» Exercise details: Count the lines in the records below that contain the word "screenshot", and give only that number.

**** Dataset rows

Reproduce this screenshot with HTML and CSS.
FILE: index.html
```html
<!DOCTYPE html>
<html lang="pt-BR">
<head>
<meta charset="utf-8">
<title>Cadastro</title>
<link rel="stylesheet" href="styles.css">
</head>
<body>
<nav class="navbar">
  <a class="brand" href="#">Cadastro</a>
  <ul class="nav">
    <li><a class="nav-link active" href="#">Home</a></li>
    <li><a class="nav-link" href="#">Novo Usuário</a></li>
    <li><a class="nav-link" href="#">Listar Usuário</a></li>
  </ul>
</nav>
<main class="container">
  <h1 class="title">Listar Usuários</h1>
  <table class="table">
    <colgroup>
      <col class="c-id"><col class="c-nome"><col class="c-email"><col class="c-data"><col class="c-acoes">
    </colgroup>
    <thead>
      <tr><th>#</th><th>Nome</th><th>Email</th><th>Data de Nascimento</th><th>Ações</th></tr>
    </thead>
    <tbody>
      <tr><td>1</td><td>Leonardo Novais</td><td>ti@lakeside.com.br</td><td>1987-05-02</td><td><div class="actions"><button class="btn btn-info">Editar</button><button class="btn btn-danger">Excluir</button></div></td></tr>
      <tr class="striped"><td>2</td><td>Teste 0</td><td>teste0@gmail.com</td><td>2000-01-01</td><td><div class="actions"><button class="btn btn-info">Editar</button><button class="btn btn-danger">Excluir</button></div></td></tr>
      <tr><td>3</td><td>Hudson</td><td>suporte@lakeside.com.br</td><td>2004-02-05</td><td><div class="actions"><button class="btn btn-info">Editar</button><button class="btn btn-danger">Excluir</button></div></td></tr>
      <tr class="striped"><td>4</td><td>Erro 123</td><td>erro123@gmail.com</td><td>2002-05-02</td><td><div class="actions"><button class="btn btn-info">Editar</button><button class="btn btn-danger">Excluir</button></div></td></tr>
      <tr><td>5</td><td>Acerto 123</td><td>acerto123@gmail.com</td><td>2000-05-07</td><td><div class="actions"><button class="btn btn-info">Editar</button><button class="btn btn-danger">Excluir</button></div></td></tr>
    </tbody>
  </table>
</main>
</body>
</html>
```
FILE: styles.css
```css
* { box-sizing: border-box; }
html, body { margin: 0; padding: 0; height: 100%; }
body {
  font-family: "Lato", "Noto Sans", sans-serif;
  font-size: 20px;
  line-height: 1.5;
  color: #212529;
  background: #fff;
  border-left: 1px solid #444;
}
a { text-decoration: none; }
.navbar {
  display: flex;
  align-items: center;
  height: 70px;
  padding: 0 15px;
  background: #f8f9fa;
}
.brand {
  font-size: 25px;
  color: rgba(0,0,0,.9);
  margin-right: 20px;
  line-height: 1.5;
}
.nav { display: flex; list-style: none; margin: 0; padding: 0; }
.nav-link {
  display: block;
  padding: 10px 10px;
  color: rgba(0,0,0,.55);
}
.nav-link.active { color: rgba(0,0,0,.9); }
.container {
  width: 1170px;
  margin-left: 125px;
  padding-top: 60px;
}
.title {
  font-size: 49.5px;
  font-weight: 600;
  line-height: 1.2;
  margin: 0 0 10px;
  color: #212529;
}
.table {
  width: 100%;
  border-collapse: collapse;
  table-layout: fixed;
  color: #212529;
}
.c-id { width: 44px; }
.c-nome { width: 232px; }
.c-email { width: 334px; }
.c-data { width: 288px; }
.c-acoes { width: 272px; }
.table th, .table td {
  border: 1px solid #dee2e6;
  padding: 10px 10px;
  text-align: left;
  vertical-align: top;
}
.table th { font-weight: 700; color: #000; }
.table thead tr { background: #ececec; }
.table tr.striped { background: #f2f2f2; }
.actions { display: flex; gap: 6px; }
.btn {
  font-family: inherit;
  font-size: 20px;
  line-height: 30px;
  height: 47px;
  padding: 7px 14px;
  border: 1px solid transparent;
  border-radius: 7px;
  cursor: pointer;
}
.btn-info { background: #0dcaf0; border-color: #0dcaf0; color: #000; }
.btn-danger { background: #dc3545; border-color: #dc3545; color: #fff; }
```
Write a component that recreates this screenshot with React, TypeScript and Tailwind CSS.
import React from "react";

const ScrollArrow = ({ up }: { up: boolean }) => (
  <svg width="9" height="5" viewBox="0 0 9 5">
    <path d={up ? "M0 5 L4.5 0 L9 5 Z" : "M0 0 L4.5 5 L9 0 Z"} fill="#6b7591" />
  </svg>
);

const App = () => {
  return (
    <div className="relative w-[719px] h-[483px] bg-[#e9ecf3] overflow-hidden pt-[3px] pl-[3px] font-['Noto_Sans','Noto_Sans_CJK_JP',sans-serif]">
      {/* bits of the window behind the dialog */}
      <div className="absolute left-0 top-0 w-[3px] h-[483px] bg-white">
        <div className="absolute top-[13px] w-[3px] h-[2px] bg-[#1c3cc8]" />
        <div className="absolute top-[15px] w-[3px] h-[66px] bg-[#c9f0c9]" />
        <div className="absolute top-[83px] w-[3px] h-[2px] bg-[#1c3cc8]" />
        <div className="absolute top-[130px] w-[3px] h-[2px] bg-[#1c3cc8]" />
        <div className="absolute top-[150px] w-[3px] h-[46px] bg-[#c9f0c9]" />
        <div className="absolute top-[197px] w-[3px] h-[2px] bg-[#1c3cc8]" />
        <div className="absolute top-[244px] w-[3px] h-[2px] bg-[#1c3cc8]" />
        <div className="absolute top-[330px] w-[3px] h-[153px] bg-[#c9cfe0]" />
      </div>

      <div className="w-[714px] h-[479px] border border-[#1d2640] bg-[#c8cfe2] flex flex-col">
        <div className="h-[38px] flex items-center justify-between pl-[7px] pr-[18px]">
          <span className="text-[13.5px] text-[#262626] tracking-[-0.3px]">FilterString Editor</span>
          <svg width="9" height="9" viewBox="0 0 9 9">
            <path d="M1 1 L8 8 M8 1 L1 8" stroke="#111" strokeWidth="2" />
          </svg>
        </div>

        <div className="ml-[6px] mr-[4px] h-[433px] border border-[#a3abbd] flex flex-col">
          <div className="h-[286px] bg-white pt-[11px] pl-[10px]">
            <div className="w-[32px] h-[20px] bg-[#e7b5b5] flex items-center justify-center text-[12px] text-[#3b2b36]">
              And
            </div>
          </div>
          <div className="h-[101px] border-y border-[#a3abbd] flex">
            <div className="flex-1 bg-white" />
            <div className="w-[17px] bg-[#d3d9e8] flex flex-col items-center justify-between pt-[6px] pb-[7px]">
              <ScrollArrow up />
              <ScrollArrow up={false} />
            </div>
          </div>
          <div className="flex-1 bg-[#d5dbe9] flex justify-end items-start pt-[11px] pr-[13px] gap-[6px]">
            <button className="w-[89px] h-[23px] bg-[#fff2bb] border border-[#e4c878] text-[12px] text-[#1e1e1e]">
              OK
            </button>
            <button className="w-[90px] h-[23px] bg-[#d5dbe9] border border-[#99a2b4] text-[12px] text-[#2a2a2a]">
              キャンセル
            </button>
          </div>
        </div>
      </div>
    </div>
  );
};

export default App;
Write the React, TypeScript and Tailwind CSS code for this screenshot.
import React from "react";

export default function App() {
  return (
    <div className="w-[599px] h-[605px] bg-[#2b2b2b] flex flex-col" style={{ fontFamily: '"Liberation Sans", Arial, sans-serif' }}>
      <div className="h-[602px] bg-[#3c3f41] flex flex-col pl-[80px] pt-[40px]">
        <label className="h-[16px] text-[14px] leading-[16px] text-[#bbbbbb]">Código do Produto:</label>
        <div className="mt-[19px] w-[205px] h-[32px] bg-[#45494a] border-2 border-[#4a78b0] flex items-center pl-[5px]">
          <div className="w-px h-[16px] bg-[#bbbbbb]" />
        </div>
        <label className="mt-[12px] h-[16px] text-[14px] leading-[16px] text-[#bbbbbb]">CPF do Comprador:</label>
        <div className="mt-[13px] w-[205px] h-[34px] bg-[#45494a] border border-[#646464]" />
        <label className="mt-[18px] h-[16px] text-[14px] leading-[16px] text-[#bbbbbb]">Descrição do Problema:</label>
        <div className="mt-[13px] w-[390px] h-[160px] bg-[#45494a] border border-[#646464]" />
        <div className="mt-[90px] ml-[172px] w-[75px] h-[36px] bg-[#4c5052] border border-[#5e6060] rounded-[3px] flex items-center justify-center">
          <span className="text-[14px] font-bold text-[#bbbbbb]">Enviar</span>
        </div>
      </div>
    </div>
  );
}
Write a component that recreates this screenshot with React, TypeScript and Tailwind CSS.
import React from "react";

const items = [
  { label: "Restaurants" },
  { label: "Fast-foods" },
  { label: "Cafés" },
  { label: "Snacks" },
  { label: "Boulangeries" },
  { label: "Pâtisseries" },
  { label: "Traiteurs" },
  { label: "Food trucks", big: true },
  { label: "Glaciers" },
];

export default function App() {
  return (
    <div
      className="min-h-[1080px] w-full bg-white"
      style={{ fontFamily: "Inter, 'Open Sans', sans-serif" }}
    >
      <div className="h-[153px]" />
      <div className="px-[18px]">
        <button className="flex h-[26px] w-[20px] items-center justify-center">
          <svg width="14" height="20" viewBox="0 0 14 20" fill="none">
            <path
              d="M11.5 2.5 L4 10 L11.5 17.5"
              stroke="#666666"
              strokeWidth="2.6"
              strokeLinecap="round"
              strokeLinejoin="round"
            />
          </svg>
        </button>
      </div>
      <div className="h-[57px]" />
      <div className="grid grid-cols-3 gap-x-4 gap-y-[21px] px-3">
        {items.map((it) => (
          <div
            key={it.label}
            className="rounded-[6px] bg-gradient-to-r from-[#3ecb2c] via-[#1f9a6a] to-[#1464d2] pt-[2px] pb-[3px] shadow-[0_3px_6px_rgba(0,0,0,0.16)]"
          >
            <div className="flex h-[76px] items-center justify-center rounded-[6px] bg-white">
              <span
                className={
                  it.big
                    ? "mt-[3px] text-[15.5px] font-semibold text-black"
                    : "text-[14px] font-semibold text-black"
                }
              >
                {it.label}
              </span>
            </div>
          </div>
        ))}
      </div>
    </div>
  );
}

********

» Full answer: 4